REQUIREMENTS:
Copy out every line containing the word "with".

DATA FOR THIS TASK:
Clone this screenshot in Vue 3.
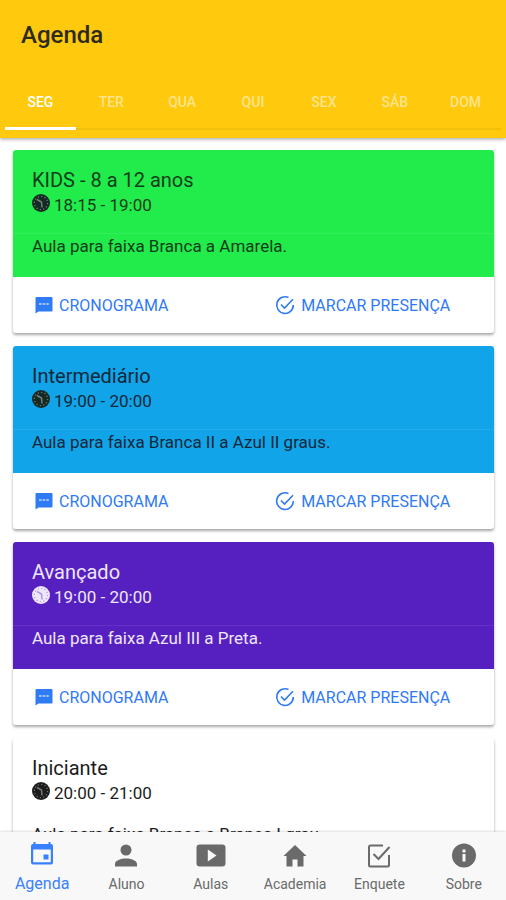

* * *

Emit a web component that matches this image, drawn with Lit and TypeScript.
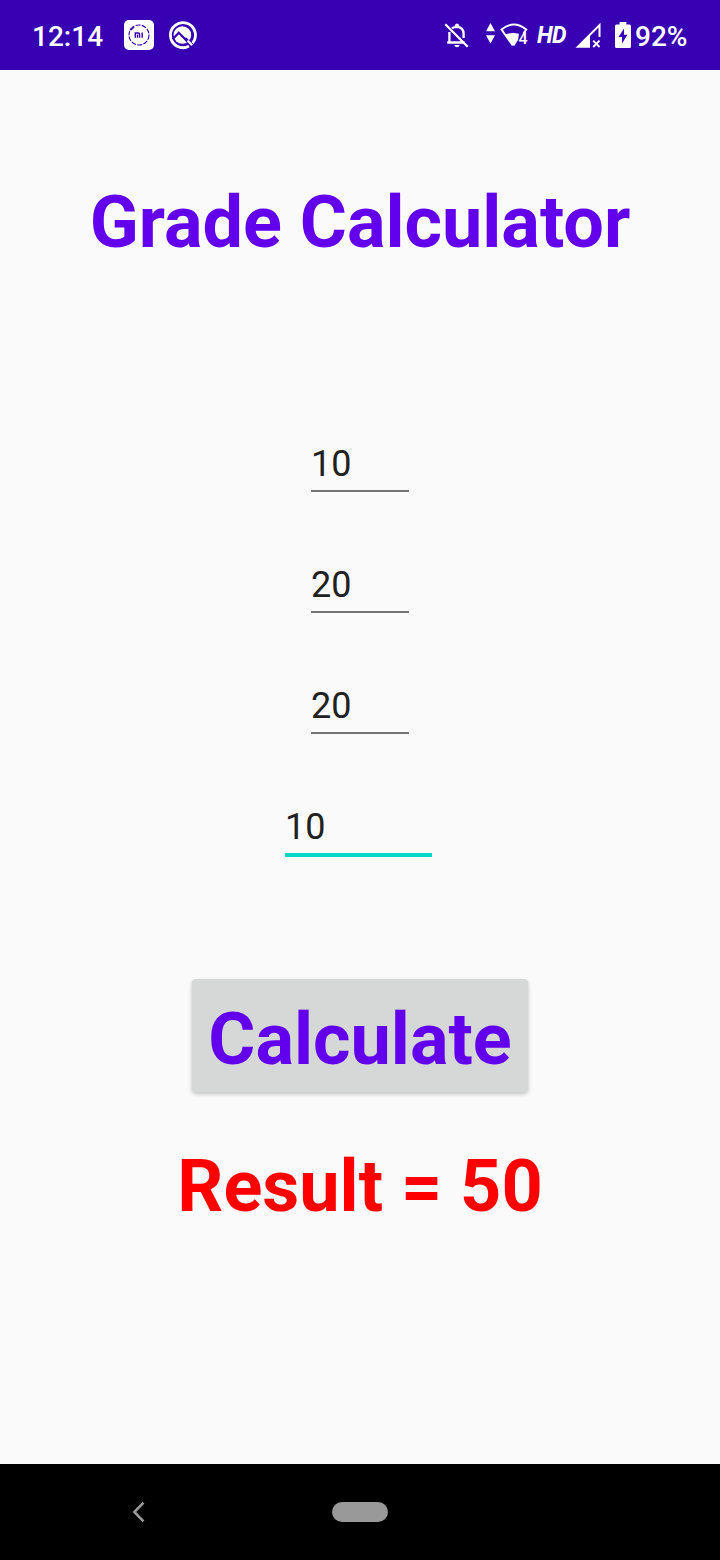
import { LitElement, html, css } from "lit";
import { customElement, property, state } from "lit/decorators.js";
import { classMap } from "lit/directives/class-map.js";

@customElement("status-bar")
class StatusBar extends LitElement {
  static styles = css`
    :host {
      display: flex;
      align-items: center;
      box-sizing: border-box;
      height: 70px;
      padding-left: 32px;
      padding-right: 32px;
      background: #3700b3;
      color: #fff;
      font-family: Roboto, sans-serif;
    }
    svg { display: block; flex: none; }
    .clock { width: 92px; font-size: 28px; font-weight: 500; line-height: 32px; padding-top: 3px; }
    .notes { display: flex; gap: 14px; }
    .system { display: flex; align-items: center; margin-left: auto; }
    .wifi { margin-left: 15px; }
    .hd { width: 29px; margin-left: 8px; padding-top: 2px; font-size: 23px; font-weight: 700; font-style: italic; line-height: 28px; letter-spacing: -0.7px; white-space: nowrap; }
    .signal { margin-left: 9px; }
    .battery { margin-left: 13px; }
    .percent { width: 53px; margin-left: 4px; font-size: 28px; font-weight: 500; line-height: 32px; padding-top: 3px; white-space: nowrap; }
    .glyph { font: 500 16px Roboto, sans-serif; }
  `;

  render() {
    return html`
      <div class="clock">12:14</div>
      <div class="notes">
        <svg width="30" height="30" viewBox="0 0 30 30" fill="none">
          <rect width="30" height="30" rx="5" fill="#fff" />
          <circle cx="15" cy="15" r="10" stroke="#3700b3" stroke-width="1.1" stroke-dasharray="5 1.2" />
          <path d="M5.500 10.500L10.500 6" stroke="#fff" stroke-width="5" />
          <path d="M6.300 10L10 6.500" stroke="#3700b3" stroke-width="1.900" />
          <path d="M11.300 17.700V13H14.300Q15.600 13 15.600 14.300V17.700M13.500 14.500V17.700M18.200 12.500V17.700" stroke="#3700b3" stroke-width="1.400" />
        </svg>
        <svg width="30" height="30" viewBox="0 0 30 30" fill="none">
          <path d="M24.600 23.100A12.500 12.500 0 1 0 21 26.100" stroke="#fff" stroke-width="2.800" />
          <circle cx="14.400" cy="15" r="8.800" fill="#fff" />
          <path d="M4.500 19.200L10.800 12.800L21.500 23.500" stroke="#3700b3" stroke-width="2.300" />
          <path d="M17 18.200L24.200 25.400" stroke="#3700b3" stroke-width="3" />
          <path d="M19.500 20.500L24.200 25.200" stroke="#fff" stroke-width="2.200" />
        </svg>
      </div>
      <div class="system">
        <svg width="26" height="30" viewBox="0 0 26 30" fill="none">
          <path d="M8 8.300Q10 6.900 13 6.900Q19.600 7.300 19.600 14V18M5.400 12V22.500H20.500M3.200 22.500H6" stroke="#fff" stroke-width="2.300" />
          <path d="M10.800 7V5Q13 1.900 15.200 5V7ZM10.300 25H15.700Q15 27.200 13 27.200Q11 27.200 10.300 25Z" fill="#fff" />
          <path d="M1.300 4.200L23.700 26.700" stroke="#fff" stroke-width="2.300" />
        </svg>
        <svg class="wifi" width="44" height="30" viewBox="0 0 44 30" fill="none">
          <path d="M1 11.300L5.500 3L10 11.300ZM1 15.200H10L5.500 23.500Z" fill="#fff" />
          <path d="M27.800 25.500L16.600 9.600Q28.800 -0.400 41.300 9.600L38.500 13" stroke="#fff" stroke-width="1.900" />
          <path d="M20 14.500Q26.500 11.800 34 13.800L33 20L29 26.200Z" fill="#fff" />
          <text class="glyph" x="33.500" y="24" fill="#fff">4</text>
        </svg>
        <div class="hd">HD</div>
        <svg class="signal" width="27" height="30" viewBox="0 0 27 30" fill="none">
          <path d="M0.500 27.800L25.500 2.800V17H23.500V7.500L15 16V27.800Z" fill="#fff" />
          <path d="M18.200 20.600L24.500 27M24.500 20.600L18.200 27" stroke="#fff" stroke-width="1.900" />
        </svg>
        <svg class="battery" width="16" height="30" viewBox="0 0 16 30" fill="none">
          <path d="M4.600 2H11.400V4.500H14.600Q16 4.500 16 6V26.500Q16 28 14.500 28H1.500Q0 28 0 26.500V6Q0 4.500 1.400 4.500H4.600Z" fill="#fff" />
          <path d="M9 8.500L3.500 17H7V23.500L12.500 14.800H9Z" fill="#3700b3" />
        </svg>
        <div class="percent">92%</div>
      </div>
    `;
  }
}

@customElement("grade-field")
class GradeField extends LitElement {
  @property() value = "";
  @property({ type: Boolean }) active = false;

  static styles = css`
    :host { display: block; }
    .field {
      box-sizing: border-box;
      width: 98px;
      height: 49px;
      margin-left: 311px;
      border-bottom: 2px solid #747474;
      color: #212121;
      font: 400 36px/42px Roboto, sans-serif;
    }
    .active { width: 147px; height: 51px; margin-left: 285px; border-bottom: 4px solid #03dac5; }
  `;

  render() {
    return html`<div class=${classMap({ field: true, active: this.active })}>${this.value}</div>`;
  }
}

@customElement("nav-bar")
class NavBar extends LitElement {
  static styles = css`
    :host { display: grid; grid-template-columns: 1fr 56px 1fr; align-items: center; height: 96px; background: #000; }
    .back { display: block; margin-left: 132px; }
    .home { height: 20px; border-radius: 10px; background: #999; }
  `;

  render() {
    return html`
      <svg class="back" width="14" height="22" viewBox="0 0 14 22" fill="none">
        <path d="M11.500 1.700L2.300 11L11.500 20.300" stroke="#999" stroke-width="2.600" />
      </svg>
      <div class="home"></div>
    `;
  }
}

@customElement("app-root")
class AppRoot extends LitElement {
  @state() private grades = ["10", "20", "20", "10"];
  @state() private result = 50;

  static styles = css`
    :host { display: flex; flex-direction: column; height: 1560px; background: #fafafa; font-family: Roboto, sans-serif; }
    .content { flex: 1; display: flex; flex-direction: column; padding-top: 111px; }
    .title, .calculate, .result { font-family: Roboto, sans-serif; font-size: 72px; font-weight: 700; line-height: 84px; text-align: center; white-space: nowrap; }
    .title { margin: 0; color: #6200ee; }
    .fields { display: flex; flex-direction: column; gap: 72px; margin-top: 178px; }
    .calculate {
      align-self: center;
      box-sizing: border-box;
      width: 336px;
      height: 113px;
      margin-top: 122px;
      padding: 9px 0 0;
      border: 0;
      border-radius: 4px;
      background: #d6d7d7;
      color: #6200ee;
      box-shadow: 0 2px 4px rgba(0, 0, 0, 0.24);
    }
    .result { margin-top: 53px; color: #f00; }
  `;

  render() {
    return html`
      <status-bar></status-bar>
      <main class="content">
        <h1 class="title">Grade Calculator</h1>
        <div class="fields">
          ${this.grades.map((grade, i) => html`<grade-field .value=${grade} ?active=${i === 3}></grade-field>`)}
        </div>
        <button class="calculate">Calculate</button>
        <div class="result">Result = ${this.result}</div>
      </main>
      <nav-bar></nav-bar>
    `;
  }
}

* * *

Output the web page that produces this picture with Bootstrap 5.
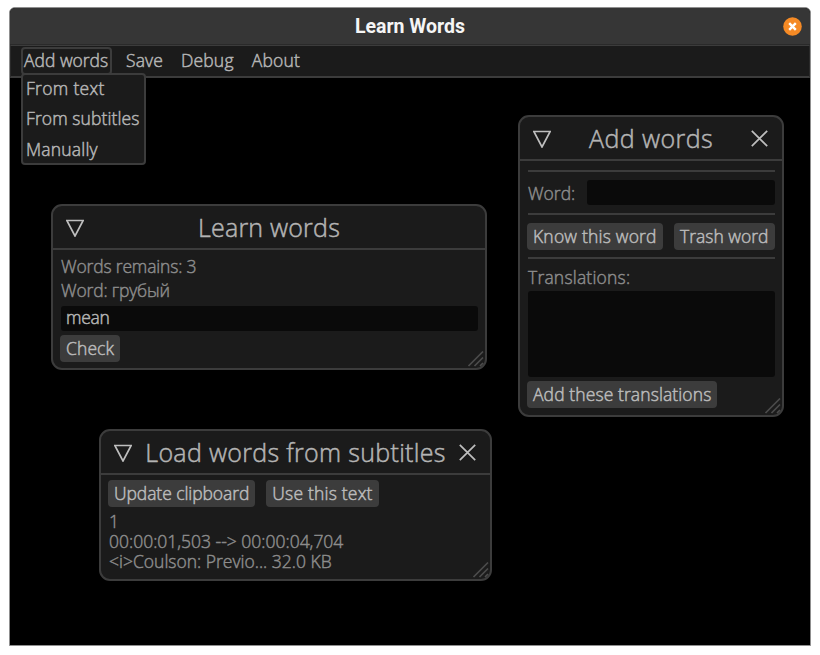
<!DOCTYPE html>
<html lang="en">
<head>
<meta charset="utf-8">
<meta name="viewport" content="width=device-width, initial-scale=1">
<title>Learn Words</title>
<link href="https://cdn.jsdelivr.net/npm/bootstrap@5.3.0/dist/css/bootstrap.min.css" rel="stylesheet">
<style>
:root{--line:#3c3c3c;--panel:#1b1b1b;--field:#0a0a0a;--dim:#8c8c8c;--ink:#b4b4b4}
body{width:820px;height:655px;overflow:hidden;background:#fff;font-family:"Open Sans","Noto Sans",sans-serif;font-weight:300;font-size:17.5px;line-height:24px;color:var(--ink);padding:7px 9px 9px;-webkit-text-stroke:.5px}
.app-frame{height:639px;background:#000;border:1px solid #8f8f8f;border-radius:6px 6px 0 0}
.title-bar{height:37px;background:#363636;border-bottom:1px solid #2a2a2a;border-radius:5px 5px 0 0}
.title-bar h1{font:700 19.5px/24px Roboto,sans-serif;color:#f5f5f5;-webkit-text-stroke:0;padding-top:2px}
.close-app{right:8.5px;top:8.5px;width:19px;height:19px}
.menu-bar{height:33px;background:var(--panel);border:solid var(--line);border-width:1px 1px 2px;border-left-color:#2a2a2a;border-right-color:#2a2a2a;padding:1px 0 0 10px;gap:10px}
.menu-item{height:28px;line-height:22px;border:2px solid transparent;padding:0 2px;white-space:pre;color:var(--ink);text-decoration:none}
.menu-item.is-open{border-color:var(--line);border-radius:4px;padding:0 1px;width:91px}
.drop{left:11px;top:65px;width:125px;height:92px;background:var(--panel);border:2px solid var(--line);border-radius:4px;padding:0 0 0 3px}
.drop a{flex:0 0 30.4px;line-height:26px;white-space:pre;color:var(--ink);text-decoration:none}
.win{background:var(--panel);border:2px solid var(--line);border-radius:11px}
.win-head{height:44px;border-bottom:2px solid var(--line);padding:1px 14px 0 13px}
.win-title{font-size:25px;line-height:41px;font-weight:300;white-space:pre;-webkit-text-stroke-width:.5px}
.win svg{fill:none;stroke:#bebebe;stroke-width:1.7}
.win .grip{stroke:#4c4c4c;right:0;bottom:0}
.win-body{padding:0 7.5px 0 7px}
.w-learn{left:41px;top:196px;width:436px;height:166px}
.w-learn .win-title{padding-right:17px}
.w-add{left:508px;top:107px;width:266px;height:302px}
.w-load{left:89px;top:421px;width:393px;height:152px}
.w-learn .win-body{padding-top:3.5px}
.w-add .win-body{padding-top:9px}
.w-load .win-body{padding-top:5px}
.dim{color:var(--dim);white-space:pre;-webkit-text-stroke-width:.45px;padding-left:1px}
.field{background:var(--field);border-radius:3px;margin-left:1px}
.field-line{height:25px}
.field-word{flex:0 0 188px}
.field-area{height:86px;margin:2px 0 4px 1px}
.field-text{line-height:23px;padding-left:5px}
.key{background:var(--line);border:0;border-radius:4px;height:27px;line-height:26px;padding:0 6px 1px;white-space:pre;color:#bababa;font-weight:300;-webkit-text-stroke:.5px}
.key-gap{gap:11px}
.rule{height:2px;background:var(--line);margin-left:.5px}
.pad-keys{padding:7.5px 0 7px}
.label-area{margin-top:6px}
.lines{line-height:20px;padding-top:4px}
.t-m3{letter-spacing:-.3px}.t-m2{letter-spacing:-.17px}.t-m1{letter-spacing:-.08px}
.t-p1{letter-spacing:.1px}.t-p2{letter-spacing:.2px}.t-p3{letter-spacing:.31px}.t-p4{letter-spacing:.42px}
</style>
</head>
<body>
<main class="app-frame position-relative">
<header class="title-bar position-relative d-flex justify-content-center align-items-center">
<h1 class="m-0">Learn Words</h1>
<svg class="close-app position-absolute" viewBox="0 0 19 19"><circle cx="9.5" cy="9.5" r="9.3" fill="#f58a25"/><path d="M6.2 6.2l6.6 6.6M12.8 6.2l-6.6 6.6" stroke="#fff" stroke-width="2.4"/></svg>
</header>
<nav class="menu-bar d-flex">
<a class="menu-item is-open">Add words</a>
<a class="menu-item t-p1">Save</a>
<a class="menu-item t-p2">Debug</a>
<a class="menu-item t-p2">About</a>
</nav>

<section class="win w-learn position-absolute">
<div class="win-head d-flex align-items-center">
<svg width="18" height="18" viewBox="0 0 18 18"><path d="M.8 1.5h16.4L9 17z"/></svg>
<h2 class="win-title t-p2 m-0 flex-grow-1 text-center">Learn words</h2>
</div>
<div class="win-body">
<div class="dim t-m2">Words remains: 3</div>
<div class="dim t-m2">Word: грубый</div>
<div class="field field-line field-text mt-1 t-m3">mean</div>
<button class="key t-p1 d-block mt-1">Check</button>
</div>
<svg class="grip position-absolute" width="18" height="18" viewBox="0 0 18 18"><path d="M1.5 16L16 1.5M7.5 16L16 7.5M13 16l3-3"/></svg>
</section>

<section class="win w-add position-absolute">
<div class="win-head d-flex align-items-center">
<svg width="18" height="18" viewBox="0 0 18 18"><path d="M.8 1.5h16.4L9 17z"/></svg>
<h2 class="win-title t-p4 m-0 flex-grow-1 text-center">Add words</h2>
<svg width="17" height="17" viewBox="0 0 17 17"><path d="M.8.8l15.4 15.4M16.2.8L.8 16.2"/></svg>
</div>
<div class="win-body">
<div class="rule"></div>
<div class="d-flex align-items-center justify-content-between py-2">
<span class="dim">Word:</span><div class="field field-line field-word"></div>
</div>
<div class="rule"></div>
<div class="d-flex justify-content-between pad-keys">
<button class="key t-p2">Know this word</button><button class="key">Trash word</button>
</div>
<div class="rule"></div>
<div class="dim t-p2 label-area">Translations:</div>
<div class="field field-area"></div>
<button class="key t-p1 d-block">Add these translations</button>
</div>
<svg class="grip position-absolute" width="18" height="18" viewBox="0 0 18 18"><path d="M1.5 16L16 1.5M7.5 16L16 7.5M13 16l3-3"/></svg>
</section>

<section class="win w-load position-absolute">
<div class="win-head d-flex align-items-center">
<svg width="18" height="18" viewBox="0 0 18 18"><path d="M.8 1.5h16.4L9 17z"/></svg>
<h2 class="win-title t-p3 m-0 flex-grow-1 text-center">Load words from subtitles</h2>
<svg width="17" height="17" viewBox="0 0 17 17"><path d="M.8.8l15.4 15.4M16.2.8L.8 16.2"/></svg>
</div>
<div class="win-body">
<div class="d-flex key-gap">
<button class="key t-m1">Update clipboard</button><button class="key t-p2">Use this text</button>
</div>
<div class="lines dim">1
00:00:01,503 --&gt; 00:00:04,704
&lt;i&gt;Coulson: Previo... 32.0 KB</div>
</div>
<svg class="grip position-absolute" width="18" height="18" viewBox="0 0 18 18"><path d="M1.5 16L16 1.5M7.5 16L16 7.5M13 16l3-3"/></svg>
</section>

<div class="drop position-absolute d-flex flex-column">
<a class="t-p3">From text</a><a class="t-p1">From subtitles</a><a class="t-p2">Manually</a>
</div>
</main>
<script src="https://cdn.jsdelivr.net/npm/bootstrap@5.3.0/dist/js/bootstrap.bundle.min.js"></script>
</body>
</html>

FINISHED EXERCISE:
Emit a web component that matches this image, drawn with Lit and TypeScript.
Output the web page that produces this picture with Bootstrap 5.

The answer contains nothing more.